=== PROBLEM DESCRIPTION ===
Restate the whole of the material. Keep every word, and drop the pictures.

=== PROVIDED ENTRIES ===

* Start *

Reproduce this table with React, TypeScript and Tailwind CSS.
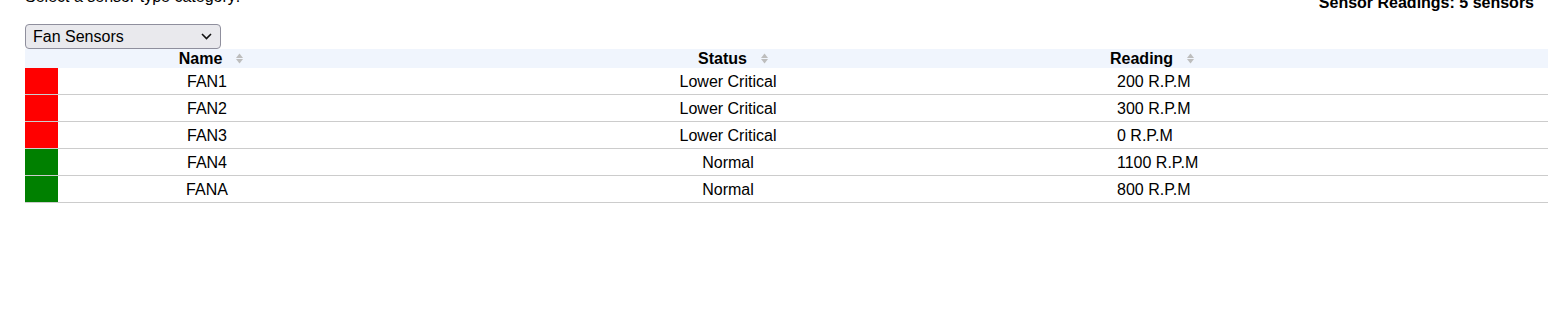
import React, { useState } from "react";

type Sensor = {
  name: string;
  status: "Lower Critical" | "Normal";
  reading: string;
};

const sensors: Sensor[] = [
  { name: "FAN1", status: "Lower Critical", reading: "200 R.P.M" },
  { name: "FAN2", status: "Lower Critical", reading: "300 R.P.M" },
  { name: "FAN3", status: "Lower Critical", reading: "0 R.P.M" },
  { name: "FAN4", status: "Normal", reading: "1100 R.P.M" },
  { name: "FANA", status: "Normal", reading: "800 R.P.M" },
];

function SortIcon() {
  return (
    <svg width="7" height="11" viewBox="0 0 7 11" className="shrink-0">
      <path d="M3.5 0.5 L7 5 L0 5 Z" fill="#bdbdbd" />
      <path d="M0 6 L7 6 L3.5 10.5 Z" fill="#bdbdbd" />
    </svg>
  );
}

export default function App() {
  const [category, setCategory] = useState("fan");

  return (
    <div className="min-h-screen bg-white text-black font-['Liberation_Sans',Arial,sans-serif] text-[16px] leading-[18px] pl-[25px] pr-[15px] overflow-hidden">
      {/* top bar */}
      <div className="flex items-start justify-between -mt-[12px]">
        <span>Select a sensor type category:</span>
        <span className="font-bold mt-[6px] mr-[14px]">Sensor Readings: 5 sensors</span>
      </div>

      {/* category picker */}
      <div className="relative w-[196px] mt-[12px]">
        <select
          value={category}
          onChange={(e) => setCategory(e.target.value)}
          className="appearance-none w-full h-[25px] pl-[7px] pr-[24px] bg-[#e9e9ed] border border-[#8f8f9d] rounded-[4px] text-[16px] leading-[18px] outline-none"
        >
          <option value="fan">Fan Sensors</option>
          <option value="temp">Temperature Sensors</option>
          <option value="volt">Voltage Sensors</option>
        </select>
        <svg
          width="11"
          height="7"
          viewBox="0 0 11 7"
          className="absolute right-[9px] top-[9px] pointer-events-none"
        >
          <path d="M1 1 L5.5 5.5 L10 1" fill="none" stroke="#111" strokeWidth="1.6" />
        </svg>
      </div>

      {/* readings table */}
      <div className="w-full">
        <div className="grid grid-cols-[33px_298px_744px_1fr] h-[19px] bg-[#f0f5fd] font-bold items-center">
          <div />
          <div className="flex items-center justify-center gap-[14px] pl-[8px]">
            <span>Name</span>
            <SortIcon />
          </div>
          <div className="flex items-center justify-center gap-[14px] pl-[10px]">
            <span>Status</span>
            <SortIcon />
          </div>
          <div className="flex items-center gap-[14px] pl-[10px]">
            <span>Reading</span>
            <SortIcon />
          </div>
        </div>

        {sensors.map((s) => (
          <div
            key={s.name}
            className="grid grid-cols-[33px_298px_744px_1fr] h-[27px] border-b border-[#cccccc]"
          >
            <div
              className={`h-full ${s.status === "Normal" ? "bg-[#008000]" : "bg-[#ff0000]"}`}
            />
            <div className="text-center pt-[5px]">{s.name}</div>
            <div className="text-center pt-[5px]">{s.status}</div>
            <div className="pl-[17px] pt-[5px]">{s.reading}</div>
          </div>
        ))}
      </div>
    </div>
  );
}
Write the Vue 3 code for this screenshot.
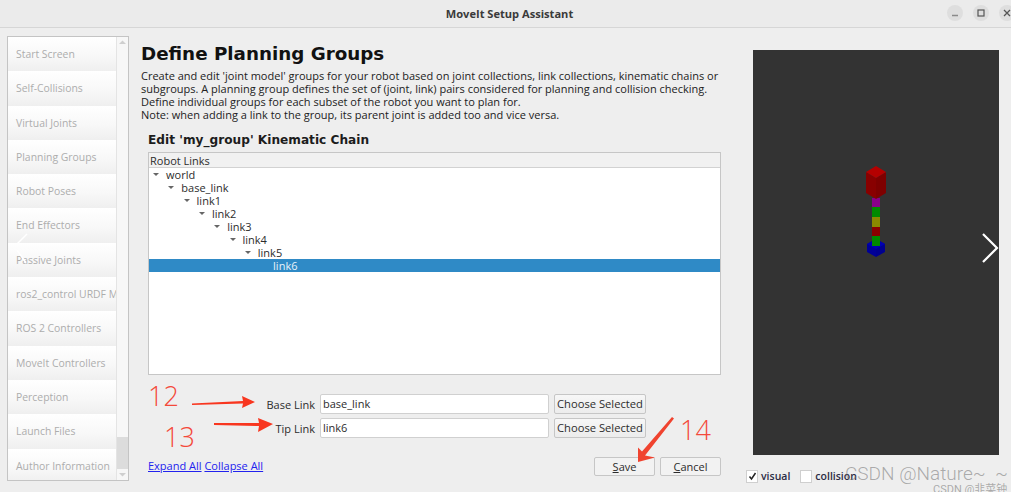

* End *

=== EXERCISE ANSWER ===
Reproduce this table with React, TypeScript and Tailwind CSS.
import React, { useState } from "react";

type Sensor = {
  name: string;
  status: "Lower Critical" | "Normal";
  reading: string;
};

const sensors: Sensor[] = [
  { name: "FAN1", status: "Lower Critical", reading: "200 R.P.M" },
  { name: "FAN2", status: "Lower Critical", reading: "300 R.P.M" },
  { name: "FAN3", status: "Lower Critical", reading: "0 R.P.M" },
  { name: "FAN4", status: "Normal", reading: "1100 R.P.M" },
  { name: "FANA", status: "Normal", reading: "800 R.P.M" },
];

function SortIcon() {
  return (
    <svg width="7" height="11" viewBox="0 0 7 11" className="shrink-0">
      <path d="M3.5 0.5 L7 5 L0 5 Z" fill="#bdbdbd" />
      <path d="M0 6 L7 6 L3.5 10.5 Z" fill="#bdbdbd" />
    </svg>
  );
}

export default function App() {
  const [category, setCategory] = useState("fan");

  return (
    <div className="min-h-screen bg-white text-black font-['Liberation_Sans',Arial,sans-serif] text-[16px] leading-[18px] pl-[25px] pr-[15px] overflow-hidden">
      {/* top bar */}
      <div className="flex items-start justify-between -mt-[12px]">
        <span>Select a sensor type category:</span>
        <span className="font-bold mt-[6px] mr-[14px]">Sensor Readings: 5 sensors</span>
      </div>

      {/* category picker */}
      <div className="relative w-[196px] mt-[12px]">
        <select
          value={category}
          onChange={(e) => setCategory(e.target.value)}
          className="appearance-none w-full h-[25px] pl-[7px] pr-[24px] bg-[#e9e9ed] border border-[#8f8f9d] rounded-[4px] text-[16px] leading-[18px] outline-none"
        >
          <option value="fan">Fan Sensors</option>
          <option value="temp">Temperature Sensors</option>
          <option value="volt">Voltage Sensors</option>
        </select>
        <svg
          width="11"
          height="7"
          viewBox="0 0 11 7"
          className="absolute right-[9px] top-[9px] pointer-events-none"
        >
          <path d="M1 1 L5.5 5.5 L10 1" fill="none" stroke="#111" strokeWidth="1.6" />
        </svg>
      </div>

      {/* readings table */}
      <div className="w-full">
        <div className="grid grid-cols-[33px_298px_744px_1fr] h-[19px] bg-[#f0f5fd] font-bold items-center">
          <div />
          <div className="flex items-center justify-center gap-[14px] pl-[8px]">
            <span>Name</span>
            <SortIcon />
          </div>
          <div className="flex items-center justify-center gap-[14px] pl-[10px]">
            <span>Status</span>
            <SortIcon />
          </div>
          <div className="flex items-center gap-[14px] pl-[10px]">
            <span>Reading</span>
            <SortIcon />
          </div>
        </div>

        {sensors.map((s) => (
          <div
            key={s.name}
            className="grid grid-cols-[33px_298px_744px_1fr] h-[27px] border-b border-[#cccccc]"
          >
            <div
              className={`h-full ${s.status === "Normal" ? "bg-[#008000]" : "bg-[#ff0000]"}`}
            />
            <div className="text-center pt-[5px]">{s.name}</div>
            <div className="text-center pt-[5px]">{s.status}</div>
            <div className="pl-[17px] pt-[5px]">{s.reading}</div>
          </div>
        ))}
      </div>
    </div>
  );
}
Write the Vue 3 code for this screenshot.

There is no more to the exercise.